◆ Work to do ◆
Gather all lines in the data that hold the string "styles".

◆ Given information ◆
· · ·

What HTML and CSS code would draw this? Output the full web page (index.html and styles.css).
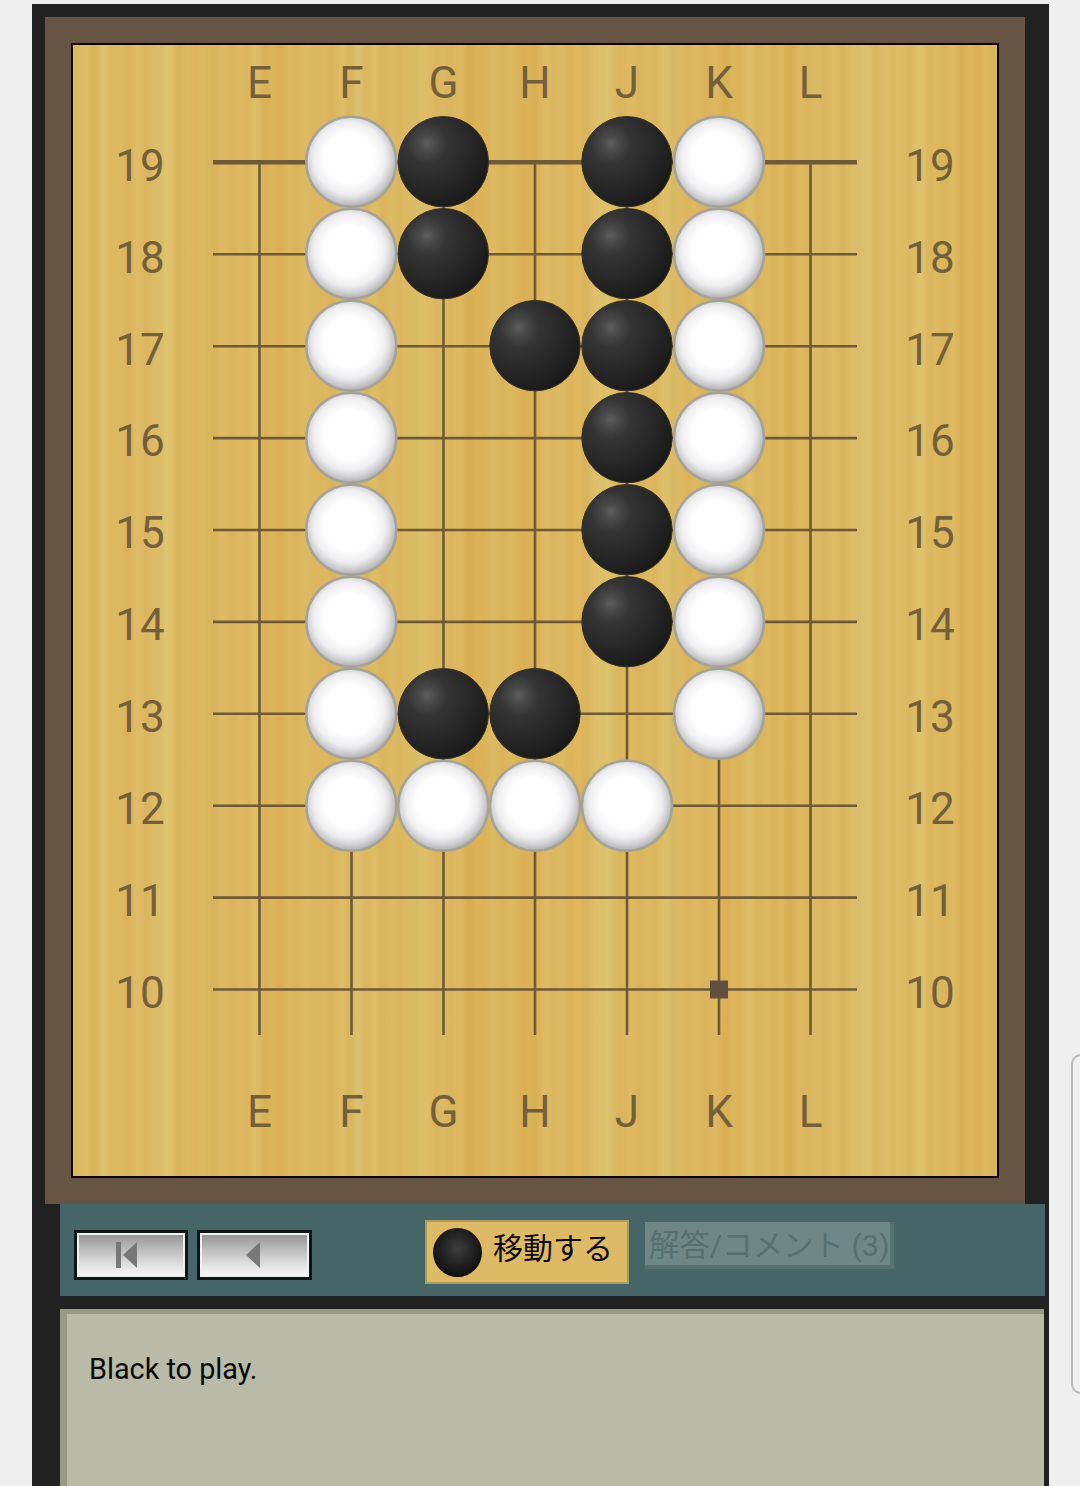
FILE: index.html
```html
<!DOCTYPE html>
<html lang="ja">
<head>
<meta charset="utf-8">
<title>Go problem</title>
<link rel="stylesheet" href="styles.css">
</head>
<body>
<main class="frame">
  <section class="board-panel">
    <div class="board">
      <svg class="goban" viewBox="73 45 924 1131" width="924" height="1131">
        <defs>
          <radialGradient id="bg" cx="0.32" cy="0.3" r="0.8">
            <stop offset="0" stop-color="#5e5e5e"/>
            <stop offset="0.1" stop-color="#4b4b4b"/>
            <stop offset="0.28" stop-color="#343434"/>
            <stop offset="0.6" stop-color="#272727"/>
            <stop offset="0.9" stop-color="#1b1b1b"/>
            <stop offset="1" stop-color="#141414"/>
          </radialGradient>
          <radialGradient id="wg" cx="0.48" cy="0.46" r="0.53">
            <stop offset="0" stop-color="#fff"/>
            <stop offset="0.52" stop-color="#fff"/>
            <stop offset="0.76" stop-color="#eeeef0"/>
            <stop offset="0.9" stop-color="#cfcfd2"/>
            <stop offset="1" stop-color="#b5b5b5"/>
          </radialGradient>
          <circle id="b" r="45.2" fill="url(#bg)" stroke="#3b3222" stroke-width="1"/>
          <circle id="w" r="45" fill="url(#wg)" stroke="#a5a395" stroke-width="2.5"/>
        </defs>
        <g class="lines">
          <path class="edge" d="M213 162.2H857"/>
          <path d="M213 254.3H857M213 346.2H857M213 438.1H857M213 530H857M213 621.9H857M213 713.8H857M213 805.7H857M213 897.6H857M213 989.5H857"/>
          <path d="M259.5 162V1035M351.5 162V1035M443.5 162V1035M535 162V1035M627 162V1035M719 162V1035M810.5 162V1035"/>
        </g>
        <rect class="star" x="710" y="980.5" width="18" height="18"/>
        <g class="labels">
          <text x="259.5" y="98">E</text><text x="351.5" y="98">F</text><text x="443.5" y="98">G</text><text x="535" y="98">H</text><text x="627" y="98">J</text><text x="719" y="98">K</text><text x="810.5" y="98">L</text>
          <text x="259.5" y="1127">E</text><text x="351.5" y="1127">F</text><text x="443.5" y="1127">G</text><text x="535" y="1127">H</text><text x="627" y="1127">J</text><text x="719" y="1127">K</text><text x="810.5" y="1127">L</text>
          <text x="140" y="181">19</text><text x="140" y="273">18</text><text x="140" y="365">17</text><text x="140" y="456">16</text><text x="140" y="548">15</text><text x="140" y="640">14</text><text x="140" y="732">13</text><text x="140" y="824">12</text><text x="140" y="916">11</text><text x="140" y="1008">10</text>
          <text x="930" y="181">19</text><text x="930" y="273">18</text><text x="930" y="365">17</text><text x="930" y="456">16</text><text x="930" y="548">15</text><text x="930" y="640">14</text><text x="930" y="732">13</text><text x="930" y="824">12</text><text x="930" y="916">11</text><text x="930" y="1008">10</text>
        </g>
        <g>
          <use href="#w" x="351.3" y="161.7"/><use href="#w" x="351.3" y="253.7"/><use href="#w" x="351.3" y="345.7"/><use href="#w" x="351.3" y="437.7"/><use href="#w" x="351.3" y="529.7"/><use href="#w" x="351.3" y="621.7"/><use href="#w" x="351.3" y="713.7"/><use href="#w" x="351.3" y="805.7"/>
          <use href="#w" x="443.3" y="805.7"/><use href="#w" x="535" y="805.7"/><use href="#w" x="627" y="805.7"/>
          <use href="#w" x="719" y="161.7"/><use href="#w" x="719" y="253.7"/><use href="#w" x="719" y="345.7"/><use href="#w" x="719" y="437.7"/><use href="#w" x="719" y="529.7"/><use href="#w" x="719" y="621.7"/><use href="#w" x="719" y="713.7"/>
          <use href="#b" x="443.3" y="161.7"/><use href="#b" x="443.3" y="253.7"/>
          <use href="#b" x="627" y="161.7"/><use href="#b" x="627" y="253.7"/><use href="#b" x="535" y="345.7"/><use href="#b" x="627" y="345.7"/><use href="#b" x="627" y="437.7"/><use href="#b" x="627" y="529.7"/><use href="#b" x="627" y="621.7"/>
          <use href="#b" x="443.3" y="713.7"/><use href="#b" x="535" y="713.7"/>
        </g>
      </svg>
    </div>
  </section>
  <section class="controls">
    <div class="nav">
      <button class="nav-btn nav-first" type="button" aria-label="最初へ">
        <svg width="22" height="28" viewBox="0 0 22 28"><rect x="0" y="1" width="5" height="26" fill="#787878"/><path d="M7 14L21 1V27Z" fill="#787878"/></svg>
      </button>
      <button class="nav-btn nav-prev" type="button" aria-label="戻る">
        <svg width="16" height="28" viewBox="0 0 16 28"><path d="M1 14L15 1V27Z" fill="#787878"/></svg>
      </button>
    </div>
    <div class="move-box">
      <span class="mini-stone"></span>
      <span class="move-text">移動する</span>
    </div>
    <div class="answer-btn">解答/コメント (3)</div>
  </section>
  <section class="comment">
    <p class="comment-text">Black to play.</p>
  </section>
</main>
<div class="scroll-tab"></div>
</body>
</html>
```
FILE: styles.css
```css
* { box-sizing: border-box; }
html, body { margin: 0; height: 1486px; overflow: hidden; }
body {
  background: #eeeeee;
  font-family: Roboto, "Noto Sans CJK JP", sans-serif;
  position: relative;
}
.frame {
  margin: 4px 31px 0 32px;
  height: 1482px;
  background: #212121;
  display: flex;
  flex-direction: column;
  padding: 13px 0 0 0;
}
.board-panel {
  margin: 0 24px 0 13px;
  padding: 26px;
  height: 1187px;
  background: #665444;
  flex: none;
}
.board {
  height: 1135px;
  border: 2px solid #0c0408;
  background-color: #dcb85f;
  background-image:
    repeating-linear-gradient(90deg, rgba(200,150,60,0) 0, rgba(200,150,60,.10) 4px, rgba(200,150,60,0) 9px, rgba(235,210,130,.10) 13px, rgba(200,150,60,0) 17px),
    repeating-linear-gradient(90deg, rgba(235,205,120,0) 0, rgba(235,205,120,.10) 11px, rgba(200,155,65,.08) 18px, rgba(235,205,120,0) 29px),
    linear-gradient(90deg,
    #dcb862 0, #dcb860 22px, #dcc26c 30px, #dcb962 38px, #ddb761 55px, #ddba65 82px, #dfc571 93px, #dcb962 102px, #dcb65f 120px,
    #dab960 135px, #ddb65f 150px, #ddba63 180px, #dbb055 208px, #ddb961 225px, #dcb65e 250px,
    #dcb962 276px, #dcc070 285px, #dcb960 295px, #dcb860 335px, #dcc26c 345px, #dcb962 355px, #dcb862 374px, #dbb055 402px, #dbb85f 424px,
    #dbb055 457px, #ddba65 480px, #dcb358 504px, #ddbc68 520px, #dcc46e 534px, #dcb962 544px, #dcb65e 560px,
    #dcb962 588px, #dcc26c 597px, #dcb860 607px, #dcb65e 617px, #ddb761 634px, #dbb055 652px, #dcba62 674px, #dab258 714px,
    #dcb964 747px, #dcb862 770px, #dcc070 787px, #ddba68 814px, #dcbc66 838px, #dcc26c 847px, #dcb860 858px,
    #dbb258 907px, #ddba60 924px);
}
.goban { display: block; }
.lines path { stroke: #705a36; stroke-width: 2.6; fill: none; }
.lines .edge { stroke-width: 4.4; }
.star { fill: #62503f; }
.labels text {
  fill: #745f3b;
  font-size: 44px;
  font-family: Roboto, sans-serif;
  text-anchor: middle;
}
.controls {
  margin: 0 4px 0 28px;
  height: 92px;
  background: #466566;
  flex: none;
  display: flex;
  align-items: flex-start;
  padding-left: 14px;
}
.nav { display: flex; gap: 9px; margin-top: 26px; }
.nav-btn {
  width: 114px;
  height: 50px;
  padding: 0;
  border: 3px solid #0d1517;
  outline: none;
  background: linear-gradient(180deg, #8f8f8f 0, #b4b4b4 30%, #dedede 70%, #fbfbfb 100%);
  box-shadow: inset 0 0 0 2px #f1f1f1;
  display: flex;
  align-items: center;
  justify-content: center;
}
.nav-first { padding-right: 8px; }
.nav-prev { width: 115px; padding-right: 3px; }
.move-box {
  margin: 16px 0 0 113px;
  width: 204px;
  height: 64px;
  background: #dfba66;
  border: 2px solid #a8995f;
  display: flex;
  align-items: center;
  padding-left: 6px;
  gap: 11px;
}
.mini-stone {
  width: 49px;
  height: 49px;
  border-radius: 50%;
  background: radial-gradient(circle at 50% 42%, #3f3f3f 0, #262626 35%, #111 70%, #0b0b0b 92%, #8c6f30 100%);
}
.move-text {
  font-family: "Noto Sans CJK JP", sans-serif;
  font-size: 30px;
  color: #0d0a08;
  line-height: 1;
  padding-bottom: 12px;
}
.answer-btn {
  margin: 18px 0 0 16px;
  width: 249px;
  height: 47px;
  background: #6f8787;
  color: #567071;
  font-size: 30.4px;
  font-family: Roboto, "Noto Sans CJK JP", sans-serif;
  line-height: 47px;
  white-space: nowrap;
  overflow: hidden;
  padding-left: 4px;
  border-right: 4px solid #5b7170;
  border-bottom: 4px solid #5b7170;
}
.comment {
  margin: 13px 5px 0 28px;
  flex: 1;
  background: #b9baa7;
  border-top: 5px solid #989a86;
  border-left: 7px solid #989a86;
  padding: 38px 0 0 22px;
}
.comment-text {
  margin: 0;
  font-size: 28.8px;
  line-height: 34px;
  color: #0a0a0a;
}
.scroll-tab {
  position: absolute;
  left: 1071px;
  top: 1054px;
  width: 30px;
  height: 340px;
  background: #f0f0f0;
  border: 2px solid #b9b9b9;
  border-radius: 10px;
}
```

· · ·

◆ Solution for this exercise ◆
What HTML and CSS code would draw this? Output the full web page (index.html and styles.css).
<link rel="stylesheet" href="styles.css">
FILE: styles.css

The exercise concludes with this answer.